Replacing the Substances & Moving on - what to do?

recovery
alcohol
opiates

#1

My partner has done a fantastic job being clean of opioids the past nine months without having to go into residential treatment. I’m very proud of the progress that he’s made. However now he has started back working full time and is spending money on alcohol and smokes. It feels as though having shots of tequila every night is him replacing his addiction with something else. It’s frustrating and disheartening to see after all the work he has done and what we have both gone through emotionally. I honestly just feel as though I have no more fight in me, and lack the strength to stand by him. I understand that he will always struggle with having an addictive personality. But I’m getting to the point of being at my wits end. I’m feeling so much anger, part of him must know he just replacing substances and I’m hurt that he would risk doing this to himself again. I’m feeling so angry and hurt that I’m struggling to even spend time with him in the same room and he’s picking up on the anger.
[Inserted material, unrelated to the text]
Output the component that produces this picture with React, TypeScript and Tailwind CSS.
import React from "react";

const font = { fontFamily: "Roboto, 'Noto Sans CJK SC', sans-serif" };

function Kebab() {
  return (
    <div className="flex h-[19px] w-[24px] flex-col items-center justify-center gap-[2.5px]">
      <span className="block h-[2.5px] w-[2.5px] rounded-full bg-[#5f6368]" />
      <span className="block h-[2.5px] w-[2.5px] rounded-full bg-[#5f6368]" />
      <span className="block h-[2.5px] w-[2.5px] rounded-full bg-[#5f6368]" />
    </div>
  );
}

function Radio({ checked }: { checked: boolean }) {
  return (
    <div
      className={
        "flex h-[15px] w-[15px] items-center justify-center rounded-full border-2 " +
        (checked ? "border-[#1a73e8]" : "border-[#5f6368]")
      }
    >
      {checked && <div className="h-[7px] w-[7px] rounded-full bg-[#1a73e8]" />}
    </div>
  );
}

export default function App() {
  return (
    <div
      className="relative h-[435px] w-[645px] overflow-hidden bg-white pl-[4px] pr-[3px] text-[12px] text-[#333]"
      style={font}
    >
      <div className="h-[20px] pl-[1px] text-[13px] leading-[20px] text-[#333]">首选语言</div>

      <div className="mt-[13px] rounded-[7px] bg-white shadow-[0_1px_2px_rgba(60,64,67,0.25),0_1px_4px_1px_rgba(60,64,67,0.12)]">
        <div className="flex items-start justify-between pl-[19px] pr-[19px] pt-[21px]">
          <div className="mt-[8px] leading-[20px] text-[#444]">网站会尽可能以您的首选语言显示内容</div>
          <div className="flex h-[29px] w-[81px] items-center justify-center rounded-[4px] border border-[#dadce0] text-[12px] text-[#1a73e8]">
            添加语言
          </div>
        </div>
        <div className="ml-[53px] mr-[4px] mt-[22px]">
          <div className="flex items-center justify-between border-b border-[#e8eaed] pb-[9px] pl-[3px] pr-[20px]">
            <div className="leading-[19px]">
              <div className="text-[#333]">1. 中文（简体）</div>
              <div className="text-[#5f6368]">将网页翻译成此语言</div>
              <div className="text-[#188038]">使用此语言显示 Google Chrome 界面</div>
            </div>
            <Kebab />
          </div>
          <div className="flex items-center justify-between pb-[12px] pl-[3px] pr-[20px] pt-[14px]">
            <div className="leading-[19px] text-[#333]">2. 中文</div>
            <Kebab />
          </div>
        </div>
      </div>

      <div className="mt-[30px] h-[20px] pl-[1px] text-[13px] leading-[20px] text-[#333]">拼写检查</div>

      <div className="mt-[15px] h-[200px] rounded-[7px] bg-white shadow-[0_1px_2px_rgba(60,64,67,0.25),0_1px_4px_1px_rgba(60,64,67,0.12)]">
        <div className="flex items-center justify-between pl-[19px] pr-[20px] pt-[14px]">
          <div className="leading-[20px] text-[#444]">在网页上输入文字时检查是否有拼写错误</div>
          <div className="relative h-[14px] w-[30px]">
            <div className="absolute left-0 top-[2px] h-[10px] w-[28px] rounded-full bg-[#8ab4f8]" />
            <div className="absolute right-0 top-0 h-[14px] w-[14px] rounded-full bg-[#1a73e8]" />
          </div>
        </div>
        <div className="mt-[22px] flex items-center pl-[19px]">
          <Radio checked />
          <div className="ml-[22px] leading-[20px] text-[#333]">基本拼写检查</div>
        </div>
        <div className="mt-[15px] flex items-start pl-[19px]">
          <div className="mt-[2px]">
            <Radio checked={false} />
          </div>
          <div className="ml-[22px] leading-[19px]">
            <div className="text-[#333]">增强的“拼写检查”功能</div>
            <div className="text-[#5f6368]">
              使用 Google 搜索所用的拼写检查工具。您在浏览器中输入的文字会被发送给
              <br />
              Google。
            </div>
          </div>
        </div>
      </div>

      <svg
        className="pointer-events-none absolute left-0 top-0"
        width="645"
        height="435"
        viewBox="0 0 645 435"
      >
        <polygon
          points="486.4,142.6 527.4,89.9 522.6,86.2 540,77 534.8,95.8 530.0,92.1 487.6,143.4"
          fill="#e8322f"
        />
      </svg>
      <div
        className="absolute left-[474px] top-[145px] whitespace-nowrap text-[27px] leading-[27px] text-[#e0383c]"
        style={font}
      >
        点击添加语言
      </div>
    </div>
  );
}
I have so much resentment it feels like, I hate to admit it, but thats where I’m at. I want nothing more then to see him succeed in life, and I can still picture us doing that together, but it’s just feeling unreachable. I’m finally at my breaking point.


#2

Hi Megan,
Has he worked a 12 step program with a sponsor? I ask this because the coping mechanisms provided within the maintenance steps of the 12 steps can often times sustain one’s sobriety, IF the acceptance and action steps have been performed thoroughly and correctly. You have every right to feel emotionally bankrupt and drained. Having said that, until he is ready for a lifelong commitment to sobriety and maintaining said sobriety, his addictive behavior manifestations will only continue to drain you and everyone around him that cares for him. I suffered from many cross-addictions over a span of 23 years. Until I actively worked with a sponsor and completed a 12 Step program followed by a rigorous daily maintenance regimen that I still uphold today, I was helpless and hopeless.


#3

I know how you feel @Meagan_A. I am in the same exact boat. I don’t really have any advice to offer but I wanted you to know you are not alone.


#4

Hi Megan,

My partner is an alcoholic. He was sober for 9 months. He simply stopped drinking. As he was not in any program and not receiving any healing he was a dry drunk. He became obsessed with his work. My gut was telling me the way he was working was unhealthy. Eventually the stress of work tipped him over the edge and he started drinking again. That was 2 years ago. He has since hit rock bottom and is now living on an addiction therapeutic community farm for a year. It is a wholistic program consisting of working daily on the farm, yoga, acupuncture, naturopathy, group therapy vitamins and natural diet. Over the year they learn the skills to manage pain and stress naturally. He has been there for a month. I feel so relieved and hopeful. It has been very difficult watching someone you love self destruct to a very low level. He tried to take his life last November. His failed attempt made him realise he does want to live. I am going to see him on the farm for the first time on Sunday. I can’t wait. He sounds so well.